Are you sure that your controller is a 48v version?
 
Vbruun said:
Valopallo said:
stancecoke said:
This may be the speed limiting function. The speed oszillates with no load....

The gear ratio and speed limits were set to 100. Are there some other limiting factors?

I can only input 24V-42V (2.2A) from old charger and LM2596HV if I don't want to use my 52V battery.

EDIT: Ok. I think I found the correct motor specific angle. I used 24V from charger and LM2596HVS and was able to find an angle that was smooth and needed very little load by hand to respond to the low voltage.

I was about to try this parameter with 52V and once again the controller burned a fuse from my battery even though I didn't even had a chance to press the throttle. Something brakes the mosfet(s) and tries to kill the battery. What component I should test/repair to find out the cause?

Are you sure that your controller is a 48v version?

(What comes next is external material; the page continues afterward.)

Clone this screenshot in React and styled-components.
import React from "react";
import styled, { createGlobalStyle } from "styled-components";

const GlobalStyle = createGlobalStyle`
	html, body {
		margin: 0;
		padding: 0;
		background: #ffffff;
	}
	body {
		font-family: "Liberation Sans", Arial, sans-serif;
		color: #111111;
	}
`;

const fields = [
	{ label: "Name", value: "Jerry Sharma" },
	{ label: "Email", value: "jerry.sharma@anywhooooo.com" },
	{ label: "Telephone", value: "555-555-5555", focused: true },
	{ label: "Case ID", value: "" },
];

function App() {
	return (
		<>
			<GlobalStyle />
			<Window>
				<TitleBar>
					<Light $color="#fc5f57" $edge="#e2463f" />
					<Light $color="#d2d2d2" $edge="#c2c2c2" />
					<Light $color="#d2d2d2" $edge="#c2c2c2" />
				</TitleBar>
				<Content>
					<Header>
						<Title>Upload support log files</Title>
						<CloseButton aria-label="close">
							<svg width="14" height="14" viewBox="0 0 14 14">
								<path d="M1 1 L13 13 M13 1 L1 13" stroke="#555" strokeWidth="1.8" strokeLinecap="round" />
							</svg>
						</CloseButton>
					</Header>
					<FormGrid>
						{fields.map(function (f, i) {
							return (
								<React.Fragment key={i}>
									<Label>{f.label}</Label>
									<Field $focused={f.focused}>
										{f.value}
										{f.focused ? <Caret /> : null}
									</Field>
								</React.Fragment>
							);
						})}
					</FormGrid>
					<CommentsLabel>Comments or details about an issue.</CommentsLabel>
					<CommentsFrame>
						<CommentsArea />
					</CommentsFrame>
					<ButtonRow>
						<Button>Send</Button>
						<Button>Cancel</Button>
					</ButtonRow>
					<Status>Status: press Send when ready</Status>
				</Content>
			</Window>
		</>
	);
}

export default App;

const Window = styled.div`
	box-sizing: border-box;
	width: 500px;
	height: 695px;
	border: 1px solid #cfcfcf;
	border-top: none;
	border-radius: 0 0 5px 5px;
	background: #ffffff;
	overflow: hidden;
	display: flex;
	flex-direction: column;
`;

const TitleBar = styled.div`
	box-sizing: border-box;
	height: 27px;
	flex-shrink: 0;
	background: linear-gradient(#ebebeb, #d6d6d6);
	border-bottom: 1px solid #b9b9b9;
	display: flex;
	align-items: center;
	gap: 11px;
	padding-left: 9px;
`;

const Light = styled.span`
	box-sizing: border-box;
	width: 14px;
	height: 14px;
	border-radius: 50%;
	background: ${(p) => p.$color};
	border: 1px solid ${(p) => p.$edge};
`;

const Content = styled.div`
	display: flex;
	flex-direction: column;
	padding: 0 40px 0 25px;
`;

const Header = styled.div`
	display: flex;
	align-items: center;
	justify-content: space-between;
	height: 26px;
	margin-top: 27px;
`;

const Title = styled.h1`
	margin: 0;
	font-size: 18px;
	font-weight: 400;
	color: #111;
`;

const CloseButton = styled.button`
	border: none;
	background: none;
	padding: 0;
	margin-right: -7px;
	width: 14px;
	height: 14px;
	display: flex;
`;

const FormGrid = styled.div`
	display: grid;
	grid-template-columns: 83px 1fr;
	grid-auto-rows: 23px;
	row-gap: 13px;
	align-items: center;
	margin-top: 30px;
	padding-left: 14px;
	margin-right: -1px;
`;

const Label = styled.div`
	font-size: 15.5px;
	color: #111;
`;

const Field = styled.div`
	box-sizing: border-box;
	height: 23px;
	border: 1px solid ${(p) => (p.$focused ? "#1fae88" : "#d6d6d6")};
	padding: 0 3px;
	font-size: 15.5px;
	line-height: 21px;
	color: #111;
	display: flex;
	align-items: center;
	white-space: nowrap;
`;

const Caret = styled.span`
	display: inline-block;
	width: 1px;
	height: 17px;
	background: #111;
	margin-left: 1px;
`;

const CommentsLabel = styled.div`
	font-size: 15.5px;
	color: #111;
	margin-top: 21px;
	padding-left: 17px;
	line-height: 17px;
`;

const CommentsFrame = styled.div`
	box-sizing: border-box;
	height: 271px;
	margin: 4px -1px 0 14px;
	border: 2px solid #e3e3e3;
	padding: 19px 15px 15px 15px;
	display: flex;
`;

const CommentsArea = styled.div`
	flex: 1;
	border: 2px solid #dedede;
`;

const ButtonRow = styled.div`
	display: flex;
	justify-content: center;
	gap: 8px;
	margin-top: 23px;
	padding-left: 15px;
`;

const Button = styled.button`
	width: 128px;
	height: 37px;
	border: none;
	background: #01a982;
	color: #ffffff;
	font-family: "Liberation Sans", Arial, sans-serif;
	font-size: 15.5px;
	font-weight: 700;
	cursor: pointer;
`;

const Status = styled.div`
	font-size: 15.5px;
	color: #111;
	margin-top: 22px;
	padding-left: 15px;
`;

Caps are rated 63V so I'd imagine yes.

The model is actually KT24/36SVPR-GLT2F but I have been in that impression that this can handle 59V because the caps are 63V. Am I wrong?

EDIT: I changed the mosfets once again and tried with 42V straight from the charger. I noticed that bluOSEC show a load of 8.5A without throttle, without brake and withtout motor connected. I noticed this also the first time it burned mosfets. Only when I used 24V I did not saw that idle current draw and was able to spin the motor. Even then it felt like there was some sort of limit the controller would reach before resetting and starting over. How to troubleshoot?

I think the motor can't handle 59V because of it's windings are rated to 36V. Could this cause the idle load?
 
No. The motor should not see any current when the controller is idle.

I don't know what is wrong, but buy a 48v rated controller and Gry again if you want to get this to work
 
EDIT: Both controllers burned mosfets because of the freaking angle! just right when I was about to go and test the bike. I hate this hobby. Let's continue.